Short exercise: Please print exactly the lines below, from the start of the material up to and including the line with "const THUMB = 19;", but none of the pictures.

--- Start of Given data ---

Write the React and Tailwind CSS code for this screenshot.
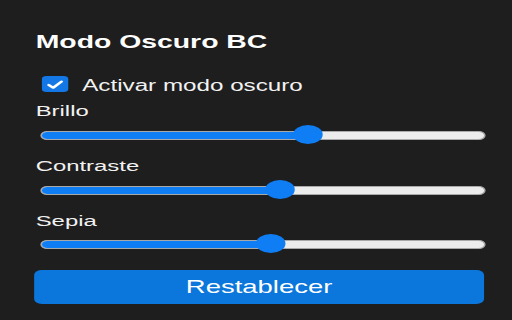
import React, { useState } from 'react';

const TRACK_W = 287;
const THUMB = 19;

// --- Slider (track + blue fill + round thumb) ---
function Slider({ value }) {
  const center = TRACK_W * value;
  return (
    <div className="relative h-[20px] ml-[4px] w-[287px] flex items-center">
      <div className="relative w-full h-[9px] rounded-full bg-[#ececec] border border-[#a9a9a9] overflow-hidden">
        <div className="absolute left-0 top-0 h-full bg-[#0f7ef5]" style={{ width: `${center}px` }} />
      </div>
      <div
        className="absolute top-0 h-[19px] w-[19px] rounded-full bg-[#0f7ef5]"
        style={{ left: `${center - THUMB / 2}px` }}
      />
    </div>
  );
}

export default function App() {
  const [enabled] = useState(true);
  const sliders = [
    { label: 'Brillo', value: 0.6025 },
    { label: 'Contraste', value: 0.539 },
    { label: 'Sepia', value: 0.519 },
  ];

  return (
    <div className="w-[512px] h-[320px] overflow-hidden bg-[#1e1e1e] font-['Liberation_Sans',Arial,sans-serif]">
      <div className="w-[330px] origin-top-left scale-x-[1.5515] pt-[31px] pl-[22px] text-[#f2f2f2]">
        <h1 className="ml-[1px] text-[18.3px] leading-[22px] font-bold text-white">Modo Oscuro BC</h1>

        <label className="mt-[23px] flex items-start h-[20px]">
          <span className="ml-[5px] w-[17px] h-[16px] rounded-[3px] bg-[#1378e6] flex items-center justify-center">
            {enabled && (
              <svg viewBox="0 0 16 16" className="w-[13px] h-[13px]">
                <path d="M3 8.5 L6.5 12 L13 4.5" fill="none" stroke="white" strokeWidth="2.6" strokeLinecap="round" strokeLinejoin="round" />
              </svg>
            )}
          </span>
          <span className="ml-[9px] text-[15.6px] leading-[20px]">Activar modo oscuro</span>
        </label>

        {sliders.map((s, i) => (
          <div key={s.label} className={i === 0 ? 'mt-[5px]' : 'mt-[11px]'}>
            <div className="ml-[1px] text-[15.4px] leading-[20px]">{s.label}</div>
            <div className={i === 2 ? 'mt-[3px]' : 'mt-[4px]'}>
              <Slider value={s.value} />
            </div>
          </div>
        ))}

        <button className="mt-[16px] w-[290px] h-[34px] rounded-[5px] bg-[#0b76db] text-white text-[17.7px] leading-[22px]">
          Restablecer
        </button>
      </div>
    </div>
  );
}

--- End of Given data ---

Reply:
Write the React and Tailwind CSS code for this screenshot.
import React, { useState } from 'react';

const TRACK_W = 287;
const THUMB = 19;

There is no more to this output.